• **DIRECTION**: In this exercise, print only the lines of the records below from the one with "What React, TypeScript" through the one with "styled-components ===== */", inclusive. Pictures are not part of the copy.

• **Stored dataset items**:

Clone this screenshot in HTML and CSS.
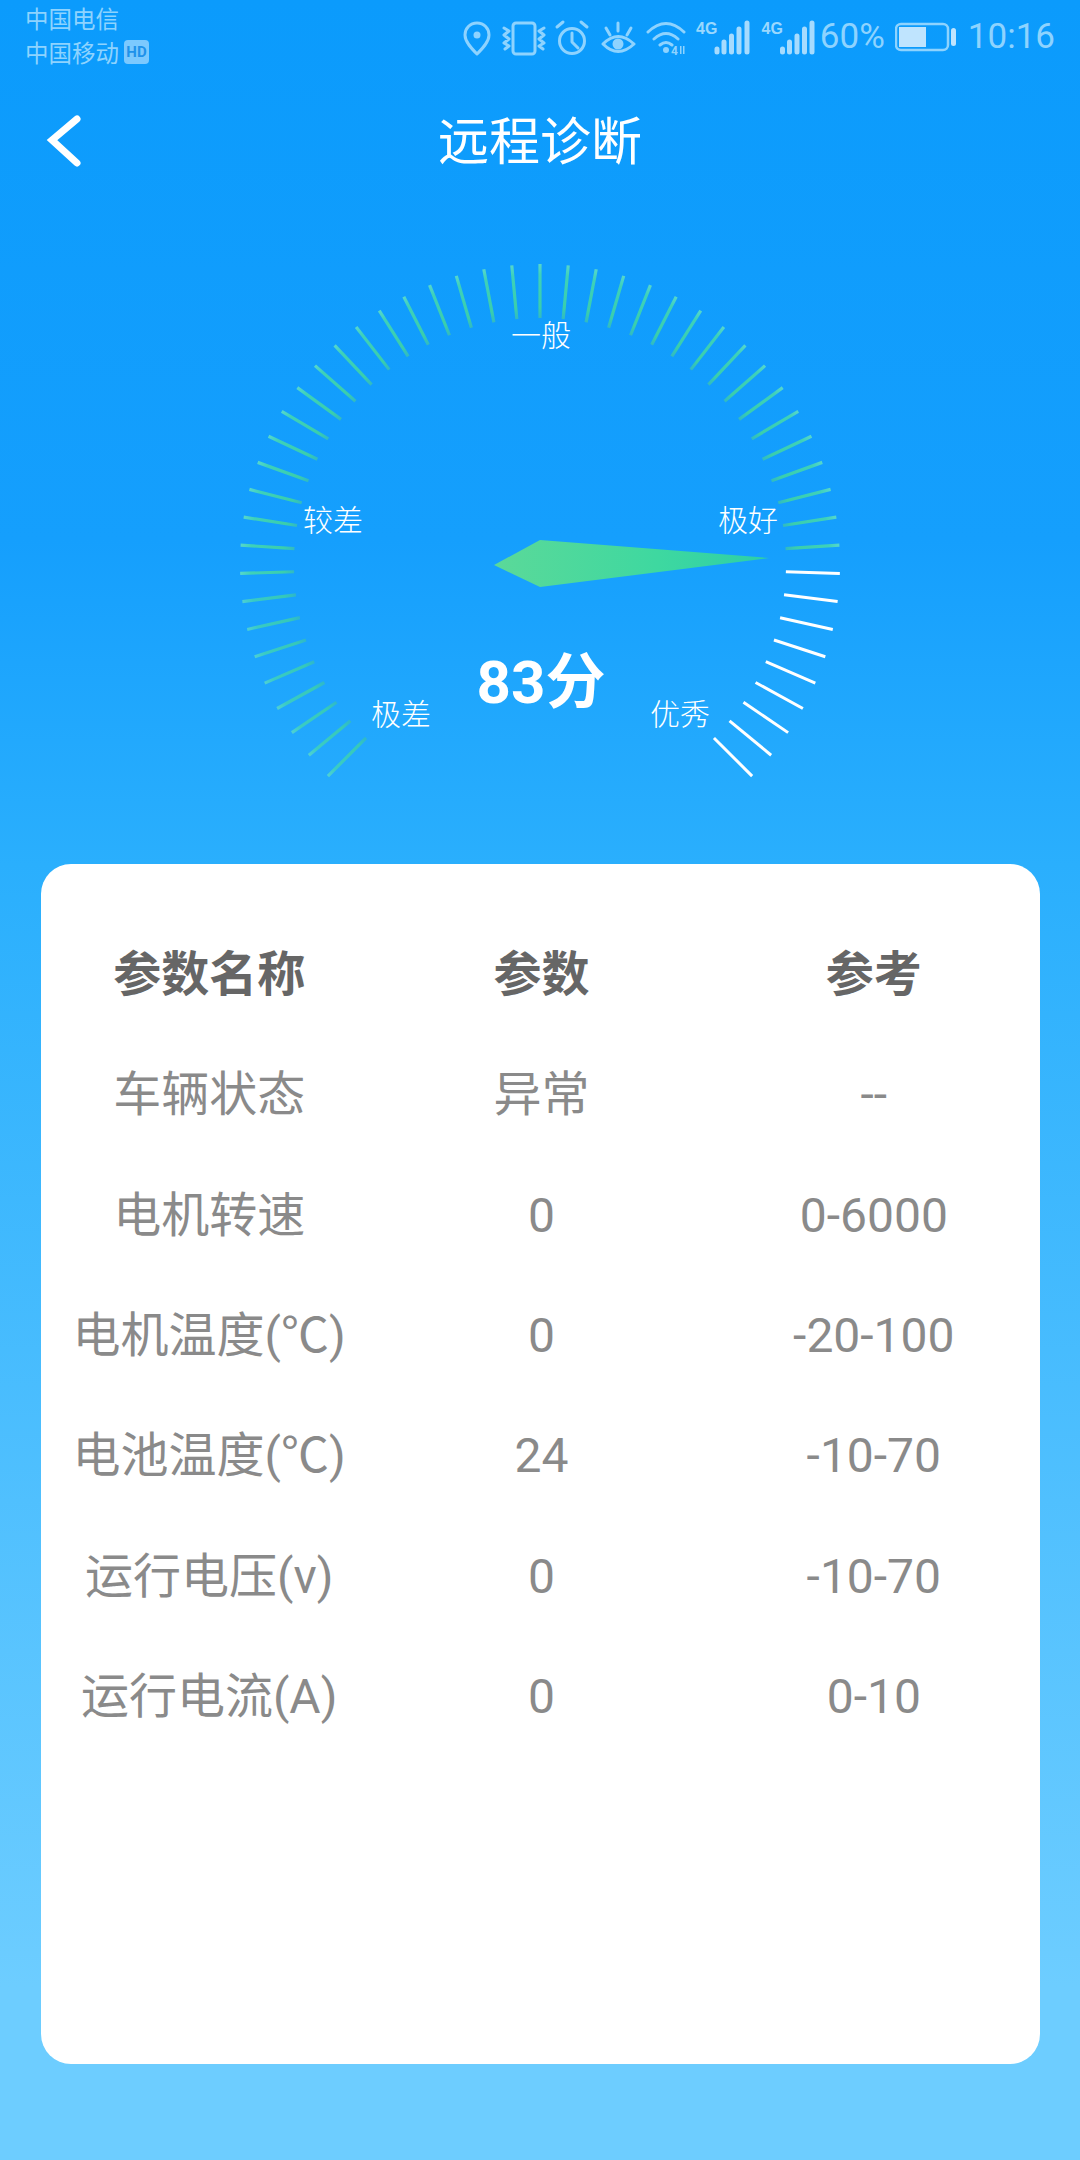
FILE: index.html
```html
<!DOCTYPE html>
<html lang="zh-CN">
<head>
<meta charset="utf-8">
<title>远程诊断</title>
<link rel="stylesheet" href="styles.css">
</head>
<body>
<div class="page">
  <header class="status">
    <div class="carriers">
      <div>中国电信</div>
      <div class="carrier-line">中国移动<span class="hd">HD</span></div>
    </div>
    <div class="status-right">
      <svg class="status-icons" width="356" height="42" viewBox="460 14 356 42">
        <g class="ic-stroke">
          <path d="M477 21c-7 0-12 5.300-12 12 0 7 7 14 12 19 5-5 12-12 12-19 0-6.700-5-12-12-12z"/>
          <rect x="513" y="21" width="22" height="31" rx="3"/>
          <path d="M504 26l5 3-5 4 5 4-5 4 5 3-4 3M544 26l-5 3 5 4-5 4 5 4-5 3 4 3"/>
          <circle cx="572" cy="39" r="12.500"/>
          <path d="M557 25l6-5M587 25l-6-5M572 31v9l6 6"/>
          <path d="M603 42q15-15 31 0q-16 15-31 0z"/>
          <path d="M618 21v8M606 26l4 7M631 26l-4 7"/>
          <path d="M648 30q18-17 36 0M654 37q12-11 24 0M660 43q6-5 12 0"/>
        </g>
        <g class="ic-fill">
          <circle cx="477" cy="33" r="3.500"/>
          <circle cx="618" cy="42" r="5.500"/>
          <circle cx="666" cy="48" r="3"/>
          <path d="M680 44h1.500v8h-1.500zM683 44h1.500v8h-1.500z"/>
        </g>
        <text class="mini" x="671" y="53">4</text>
        <text class="net" x="696" y="32">4G</text>
        <g class="bars">
          <path d="M717 47v3M724 40v10M731.500 34v16M739 27v23M747 21v29"/>
        </g>
        <text class="net" x="761.500" y="32">4G</text>
        <g class="bars">
          <path d="M782.500 47v3M789.500 40v10M797 34v16M804.500 27v23M812 21v29"/>
        </g>
      </svg>
      <span class="pct">60%</span>
      <svg class="battery" width="62" height="30" viewBox="896 22 62 30">
        <rect class="batt-out" x="897" y="24" width="52" height="26" rx="5"/>
        <rect class="batt-fill" x="900" y="27" width="27" height="20"/>
        <rect class="batt-fill" x="952" y="28" width="5" height="18" rx="2.500"/>
      </svg>
      <span class="time">10:16</span>
    </div>
  </header>

  <nav class="nav">
    <svg class="back" width="40" height="60" viewBox="40 108 40 60">
      <path d="M75 117l-25 21 25 23"/>
    </svg>
    <h1 class="title">远程诊断</h1>
    <span></span>
  </nav>

  <svg class="gauge" width="1080" height="656" viewBox="0 208 1080 656">
    <defs>
      <linearGradient id="tickGreen" gradientUnits="userSpaceOnUse" x1="540" y1="264" x2="540" y2="318">
        <stop offset="0" stop-color="#5cdcc8"/>
        <stop offset=".2" stop-color="#42d6b4"/>
        <stop offset=".8" stop-color="#3ed3a6"/>
        <stop offset="1" stop-color="#33bcc0"/>
      </linearGradient>
      <linearGradient id="needleFill" gradientUnits="userSpaceOnUse" x1="494" y1="564" x2="769" y2="564">
        <stop offset="0" stop-color="#5bd999"/>
        <stop offset=".6" stop-color="#3ed8a0"/>
        <stop offset="1" stop-color="#2ccfa8"/>
      </linearGradient>
      <line id="tg" class="tick-green" x1="540" y1="264" x2="540" y2="318"/>
      <line id="tw" class="tick-white" x1="540" y1="264" x2="540" y2="318"/>
    </defs>
    <g class="ticks-dim">
      <use href="#tg" transform="rotate(-135 540 564)"/>
      <use href="#tg" transform="rotate(-129.6 540 564)"/>
      <use href="#tg" transform="rotate(-124.2 540 564)"/>
      <use href="#tg" transform="rotate(-118.8 540 564)"/>
      <use href="#tg" transform="rotate(-113.4 540 564)"/>
      <use href="#tg" transform="rotate(-108 540 564)"/>
      <use href="#tg" transform="rotate(-102.6 540 564)"/>
      <use href="#tg" transform="rotate(-97.2 540 564)"/>
    </g>
    <g class="ticks-main">
      <use href="#tg" transform="rotate(-91.8 540 564)"/>
      <use href="#tg" transform="rotate(-86.4 540 564)"/>
      <use href="#tg" transform="rotate(-81 540 564)"/>
      <use href="#tg" transform="rotate(-75.6 540 564)"/>
      <use href="#tg" transform="rotate(-70.2 540 564)"/>
      <use href="#tg" transform="rotate(-64.8 540 564)"/>
      <use href="#tg" transform="rotate(-59.4 540 564)"/>
      <use href="#tg" transform="rotate(-54 540 564)"/>
      <use href="#tg" transform="rotate(-48.6 540 564)"/>
      <use href="#tg" transform="rotate(-43.2 540 564)"/>
      <use href="#tg" transform="rotate(-37.8 540 564)"/>
      <use href="#tg" transform="rotate(-32.4 540 564)"/>
      <use href="#tg" transform="rotate(-27 540 564)"/>
      <use href="#tg" transform="rotate(-21.6 540 564)"/>
      <use href="#tg" transform="rotate(-16.2 540 564)"/>
      <use href="#tg" transform="rotate(-10.8 540 564)"/>
      <use href="#tg" transform="rotate(-5.4 540 564)"/>
      <use href="#tg"/>
      <use href="#tg" transform="rotate(5.4 540 564)"/>
      <use href="#tg" transform="rotate(10.8 540 564)"/>
      <use href="#tg" transform="rotate(16.2 540 564)"/>
      <use href="#tg" transform="rotate(21.6 540 564)"/>
      <use href="#tg" transform="rotate(27 540 564)"/>
      <use href="#tg" transform="rotate(32.4 540 564)"/>
      <use href="#tg" transform="rotate(37.8 540 564)"/>
      <use href="#tg" transform="rotate(43.2 540 564)"/>
      <use href="#tg" transform="rotate(48.6 540 564)"/>
      <use href="#tg" transform="rotate(54 540 564)"/>
      <use href="#tg" transform="rotate(59.4 540 564)"/>
      <use href="#tg" transform="rotate(64.8 540 564)"/>
      <use href="#tg" transform="rotate(70.2 540 564)"/>
      <use href="#tg" transform="rotate(75.6 540 564)"/>
      <use href="#tg" transform="rotate(81 540 564)"/>
      <use href="#tg" transform="rotate(86.4 540 564)"/>
    </g>
    <g>
      <use href="#tw" transform="rotate(91.8 540 564)"/>
      <use href="#tw" transform="rotate(97.2 540 564)"/>
      <use href="#tw" transform="rotate(102.6 540 564)"/>
      <use href="#tw" transform="rotate(108 540 564)"/>
      <use href="#tw" transform="rotate(113.4 540 564)"/>
      <use href="#tw" transform="rotate(118.8 540 564)"/>
      <use href="#tw" transform="rotate(124.2 540 564)"/>
      <use href="#tw" transform="rotate(129.6 540 564)"/>
      <use href="#tw" transform="rotate(135 540 564)"/>
    </g>
    <polygon class="needle" points="494,565 540,540 769,558 540,587"/>
    <text class="g-label" x="541" y="346">一般</text>
    <text class="g-label" x="333" y="531">较差</text>
    <text class="g-label" x="748" y="531">极好</text>
    <text class="g-label" x="401" y="725">极差</text>
    <text class="g-label" x="680" y="725">优秀</text>
    <text class="score" x="541" y="703">83分</text>
  </svg>

  <main class="card">
    <div class="cell head">参数名称</div><div class="cell head">参数</div><div class="cell head">参考</div>
    <div class="cell">车辆状态</div><div class="cell">异常</div><div class="cell">--</div>
    <div class="cell">电机转速</div><div class="cell">0</div><div class="cell">0-6000</div>
    <div class="cell">电机温度(℃)</div><div class="cell">0</div><div class="cell">-20-100</div>
    <div class="cell">电池温度(℃)</div><div class="cell">24</div><div class="cell">-10-70</div>
    <div class="cell">运行电压(v)</div><div class="cell">0</div><div class="cell">-10-70</div>
    <div class="cell">运行电流(A)</div><div class="cell">0</div><div class="cell">0-10</div>
  </main>
</div>
</body>
</html>
```

FILE: styles.css
```css
* { box-sizing: border-box; }
html, body { margin: 0; padding: 0; }
body {
  font-family: Roboto, "Noto Sans CJK SC", sans-serif;
}
.page {
  width: 1080px;
  height: 2160px;
  overflow: hidden;
  background: linear-gradient(180deg, #0b9bfc 0%, #159ffd 25%, #2aaffd 40%, #6dcdff 92%, #6dcdff 100%);
}
.status {
  height: 72px;
  display: flex;
  justify-content: space-between;
  padding: 1px 25px 0 25px;
  color: #8ed3fe;
}
.carriers {
  font-family: "Noto Sans CJK SC", sans-serif;
  font-size: 23.500px;
  line-height: 34px;
}
.carrier-line { display: flex; align-items: center; }
.hd {
  margin-left: 5px;
  width: 25px;
  height: 24px;
  border-radius: 4px;
  background: #7cc9fe;
  color: #1e92ea;
  font: 700 15px/24px Roboto, sans-serif;
  text-align: center;
}
.status-right {
  display: flex;
  align-items: center;
  height: 71px;
}
.status-icons { display: block; margin-right: 4px; }
.ic-stroke { fill: none; stroke: #8ed3fe; stroke-width: 3; stroke-linecap: round; stroke-linejoin: round; }
.ic-fill { fill: #8ed3fe; }
.mini { fill: #8ed3fe; font: 700 12px Roboto, sans-serif; }
.net { fill: #9ad8fe; font: 700 16px "Liberation Sans", sans-serif; }
.bars path { fill: none; stroke: #a6dbfe; stroke-width: 5; stroke-linecap: round; }
.pct, .time { font-size: 35px; font-weight: 400; line-height: 40px; }
.battery { display: block; margin: 0 11px 0 10px; }
.batt-out { fill: none; stroke: #8ed3fe; stroke-width: 2.500; }
.batt-fill { fill: #bfe4fe; }
.nav {
  height: 136px;
  display: grid;
  grid-template-columns: 1fr auto 1fr;
  align-items: center;
  padding-left: 42px;
}
.back { display: block; }
.back path { fill: none; stroke: #fff; stroke-width: 7; stroke-linecap: round; stroke-linejoin: miter; }
.title {
  margin: 0 0 4px;
  font-family: "Noto Sans CJK SC", sans-serif;
  font-size: 51px;
  font-weight: 400;
  line-height: 70px;
  color: #fff;
  transform: translateX(-21px);
}
.gauge { display: block; }
.tick-green { stroke: url(#tickGreen); stroke-width: 3.200; }
.tick-white { stroke: #fff; stroke-width: 3; }
.ticks-main { opacity: .92; }
.ticks-dim { opacity: .78; }
.needle { fill: url(#needleFill); }
.g-label {
  fill: #fff;
  font-family: "Noto Sans CJK SC", sans-serif;
  font-size: 30px;
  font-weight: 300;
  text-anchor: middle;
}
.score {
  fill: #fff;
  font-family: Roboto, "Noto Sans CJK SC", sans-serif;
  font-size: 60px;
  font-weight: 700;
  text-anchor: middle;
}
.card {
  width: 999px;
  height: 1200px;
  margin-left: 41px;
  padding: 51px 0 0 2px;
  border-radius: 30px;
  background: #fff;
  display: grid;
  grid-template-columns: repeat(3, 1fr);
  grid-auto-rows: 120.300px;
  align-items: center;
  justify-items: center;
  align-content: start;
}
.cell {
  font-size: 48px;
  font-weight: 400;
  line-height: 60px;
  color: #8a8a8a;
  white-space: nowrap;
}
.head {
  font-weight: 700;
  color: #666;
}
```
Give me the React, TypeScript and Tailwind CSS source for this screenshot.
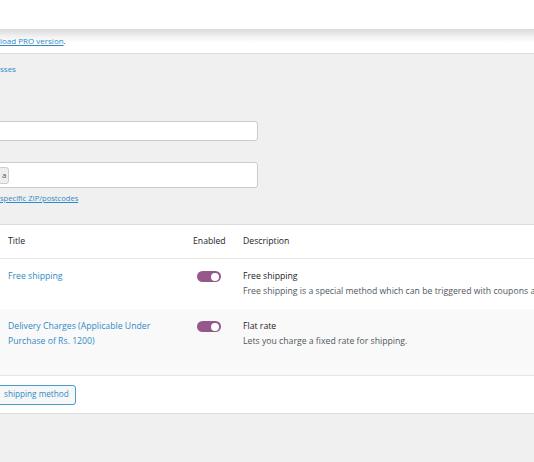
import React from 'react';

const Toggle: React.FC = () => (
  <span className="relative inline-block w-[24px] h-[11px] rounded-full bg-[#96588a]">
    <span className="absolute right-[2px] top-[1.5px] w-[8px] h-[8px] rounded-full bg-white" />
  </span>
);

const rows = [
  {
    title: ['Free shipping'],
    method: 'Free shipping',
    desc: 'Free shipping is a special method which can be triggered with coupons and minimum spends.',
    bg: 'bg-white',
    h: 'h-[50px]',
  },
  {
    title: ['Delivery Charges (Applicable Under', 'Purchase of Rs. 1200)'],
    method: 'Flat rate',
    desc: 'Lets you charge a fixed rate for shipping.',
    bg: 'bg-[#f9f9f9]',
    h: 'h-[66px]',
  },
];

export default function App() {
  return (
    <div className="w-[534px] h-[462px] overflow-hidden bg-[#f0f0f1] text-[8.7px] text-[#3c434a] font-['Open_Sans','Noto_Sans',sans-serif]">
      <div className="h-[29px] bg-white" />
      <div className="h-[25px] bg-[linear-gradient(to_bottom,#d9d9db,#f4f4f5_35%,#fff_60%)] border-b border-[#dcdcde] flex items-center text-[8px]">
        <span className="text-[#2e8ac7] underline whitespace-nowrap">load PRO version</span>
        <span>.</span>
      </div>

      <div className="pt-[8px] h-[28px] text-[8px]">
        <span className="text-[#2e8ac7] leading-[13px]">sses</span>
      </div>

      <div className="pt-[39px]">
        <div className="-ml-[4px] w-[262px] h-[20px] bg-white border border-[#c8ccd0] rounded-[3px]" />
      </div>

      <div className="pt-[21px]">
        <div className="-ml-[4px] w-[262px] h-[26px] bg-white border border-[#c8ccd0] rounded-[3px] flex items-center">
          <span className="ml-[1px] h-[17px] pl-[3px] pr-[2px] flex items-center bg-[#eeeeee] border border-[#cccccc] rounded-[3px] text-[#50575e] text-[8px]">
            a
          </span>
        </div>
      </div>

      <div className="pt-[5px] h-[36px] text-[7.6px]">
        <span className="text-[#2e8ac7] underline whitespace-nowrap">specific ZIP/postcodes</span>
      </div>

      <div className="bg-white border-y border-[#dcdcde]">
        <div className="grid grid-cols-[185px_50px_1fr] pl-[8px] h-[34px] items-center border-b border-[#e5e5e5] text-[#1d2327]">
          <span>Title</span>
          <span>Enabled</span>
          <span>Description</span>
        </div>
        {rows.map((r) => (
          <div key={r.method} className={`grid grid-cols-[185px_50px_1fr] pl-[8px] ${r.h} ${r.bg} pt-[10px]`}>
            <div className="text-[#2e8ac7] leading-[15px]">
              {r.title.map((t) => (
                <div key={t} className="whitespace-nowrap">{t}</div>
              ))}
            </div>
            <div className="pl-[4px] pt-[2px]">
              <Toggle />
            </div>
            <div className="leading-[15px] whitespace-nowrap">
              <div className="font-medium text-[#1d2327]">{r.method}</div>
              <div className="text-[#50575e]">{r.desc}</div>
            </div>
          </div>
        ))}
        <div className="h-[38px] border-t border-[#e5e5e5] flex items-center">
          <span className="-ml-[4px] h-[20px] pl-[7px] pr-[6px] flex items-center border border-[#4a9cd0] rounded-[3px] bg-[#f6f7f7] text-[#2e8ac7] whitespace-nowrap text-[8.2px]">
            shipping method
          </span>
        </div>
      </div>
    </div>
  );
}
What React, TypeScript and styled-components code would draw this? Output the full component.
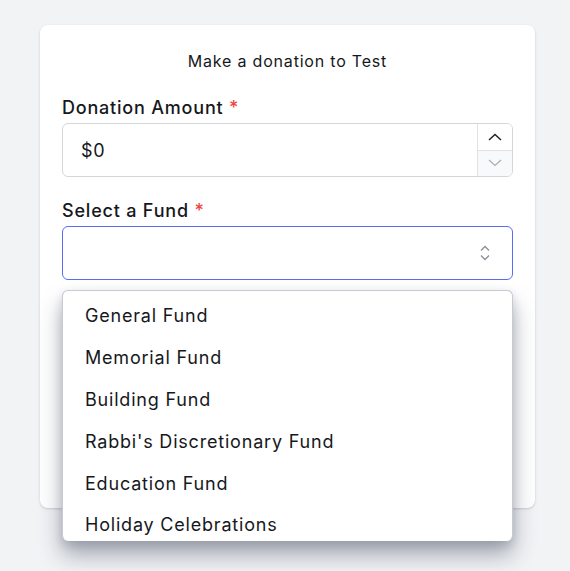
import { createGlobalStyle } from "styled-components";
import styled from "styled-components";

const funds = [
  "General Fund",
  "Memorial Fund",
  "Building Fund",
  "Rabbi's Discretionary Fund",
  "Education Fund",
  "Holiday Celebrations",
];

const App = () => {
  return (
    <>
      <GlobalStyle />
      <Page>
        <Card>
          <Title>Make a donation to Test</Title>
          <Field>
            <Label>
              Donation Amount <Req>*</Req>
            </Label>
            <InputBox>
              <AmountText>$0</AmountText>
              <Stepper>
                <StepBtn $dim={false}>
                  <svg width="14" height="8" viewBox="0 0 14 8" fill="none">
                    <path d="M1 7L7 1.5L13 7" stroke="#1f2328" strokeWidth="1.5" />
                  </svg>
                </StepBtn>
                <StepBtn $dim={true}>
                  <svg width="14" height="8" viewBox="0 0 14 8" fill="none">
                    <path d="M1 1L7 6.5L13 1" stroke="#a8adb5" strokeWidth="1.2" />
                  </svg>
                </StepBtn>
              </Stepper>
            </InputBox>
          </Field>
          <Field>
            <Label>
              Select a Fund <Req>*</Req>
            </Label>
            <SelectWrap>
              <SelectBox>
                <svg width="12" height="18" viewBox="0 0 12 18" fill="none">
                  <path d="M2 6.5L6 2.5L10 6.5" stroke="#8a9099" strokeWidth="1.3" />
                  <path d="M2 11.5L6 15.5L10 11.5" stroke="#8a9099" strokeWidth="1.3" />
                </svg>
              </SelectBox>
              <Menu>
                {funds.map((f) => (
                  <Option key={f}>{f}</Option>
                ))}
              </Menu>
            </SelectWrap>
          </Field>
        </Card>
      </Page>
    </>
  );
};

export default App;

/* ===== styled-components ===== */

const GlobalStyle = createGlobalStyle`
  body {
    margin: 0;
    background: #f1f3f5;
    font-family: Inter, "Noto Sans", sans-serif;
    color: #16181c;
    letter-spacing: 0.05em;
  }
`;

const Page = styled.div`
  padding: 25px 35px 0 40px;
  height: 571px;
  box-sizing: border-box;
  overflow: hidden;
`;

const Card = styled.div`
  width: 495px;
  min-height: 483px;
  box-sizing: border-box;
  background: #ffffff;
  border-radius: 8px;
  box-shadow: 0 1px 3px rgba(20, 30, 50, 0.12), 0 1px 2px rgba(20, 30, 50, 0.06);
  padding: 24px 22px 0 22px;
  display: flex;
  flex-direction: column;
  gap: 20px;
`;

const Title = styled.div`
  text-align: center;
  font-size: 16px;
  line-height: 24px;
  margin-bottom: 1px;
`;

const Field = styled.div`
  display: flex;
  flex-direction: column;
  gap: 2px;
`;

const Label = styled.div`
  font-size: 18px;
  line-height: 27px;
  font-weight: 500;
`;

const Req = styled.span`
  color: #ef4444;
`;

const InputBox = styled.div`
  height: 54px;
  box-sizing: border-box;
  border: 1px solid #d3d6db;
  border-radius: 6px;
  display: flex;
  align-items: stretch;
  overflow: hidden;
`;

const AmountText = styled.div`
  flex: 1;
  display: flex;
  align-items: center;
  padding-left: 18px;
  font-size: 18px;
`;

const Stepper = styled.div`
  width: 34px;
  display: flex;
  flex-direction: column;
  border-left: 1px solid #dfe2e6;
`;

const StepBtn = styled.div<{ $dim: boolean }>`
  flex: 1;
  display: flex;
  align-items: center;
  justify-content: center;
  background: ${({ $dim }) => ($dim ? "#f8f9fa" : "#ffffff")};
  border-top: ${({ $dim }) => ($dim ? "1px solid #dfe2e6" : "none")};
`;

const SelectWrap = styled.div`
  position: relative;
`;

const SelectBox = styled.div`
  height: 54px;
  box-sizing: border-box;
  border: 1px solid #5b6cf2;
  border-radius: 6px;
  display: flex;
  align-items: center;
  justify-content: flex-end;
  padding-right: 21px;
`;

const Menu = styled.div`
  position: absolute;
  top: 64px;
  left: 0;
  right: 0;
  max-height: 251px;
  overflow: hidden;
  box-sizing: border-box;
  background: #ffffff;
  border: 1px solid #c6cad1;
  border-bottom: none;
  border-radius: 6px;
  padding-top: 4px;
  box-shadow: 0 14px 22px rgba(40, 48, 70, 0.38), 0 4px 10px rgba(40, 48, 70, 0.15);
`;

const Option = styled.div`
  height: 41.8px;
  display: flex;
  align-items: center;
  padding-left: 22px;
  font-size: 18px;
`;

• **REPLY TO THE EXERCISE**:
What React, TypeScript and styled-components code would draw this? Output the full component.
import { createGlobalStyle } from "styled-components";
import styled from "styled-components";

const funds = [
  "General Fund",
  "Memorial Fund",
  "Building Fund",
  "Rabbi's Discretionary Fund",
  "Education Fund",
  "Holiday Celebrations",
];

const App = () => {
  return (
    <>
      <GlobalStyle />
      <Page>
        <Card>
          <Title>Make a donation to Test</Title>
          <Field>
            <Label>
              Donation Amount <Req>*</Req>
            </Label>
            <InputBox>
              <AmountText>$0</AmountText>
              <Stepper>
                <StepBtn $dim={false}>
                  <svg width="14" height="8" viewBox="0 0 14 8" fill="none">
                    <path d="M1 7L7 1.5L13 7" stroke="#1f2328" strokeWidth="1.5" />
                  </svg>
                </StepBtn>
                <StepBtn $dim={true}>
                  <svg width="14" height="8" viewBox="0 0 14 8" fill="none">
                    <path d="M1 1L7 6.5L13 1" stroke="#a8adb5" strokeWidth="1.2" />
                  </svg>
                </StepBtn>
              </Stepper>
            </InputBox>
          </Field>
          <Field>
            <Label>
              Select a Fund <Req>*</Req>
            </Label>
            <SelectWrap>
              <SelectBox>
                <svg width="12" height="18" viewBox="0 0 12 18" fill="none">
                  <path d="M2 6.5L6 2.5L10 6.5" stroke="#8a9099" strokeWidth="1.3" />
                  <path d="M2 11.5L6 15.5L10 11.5" stroke="#8a9099" strokeWidth="1.3" />
                </svg>
              </SelectBox>
              <Menu>
                {funds.map((f) => (
                  <Option key={f}>{f}</Option>
                ))}
              </Menu>
            </SelectWrap>
          </Field>
        </Card>
      </Page>
    </>
  );
};

export default App;

/* ===== styled-components ===== */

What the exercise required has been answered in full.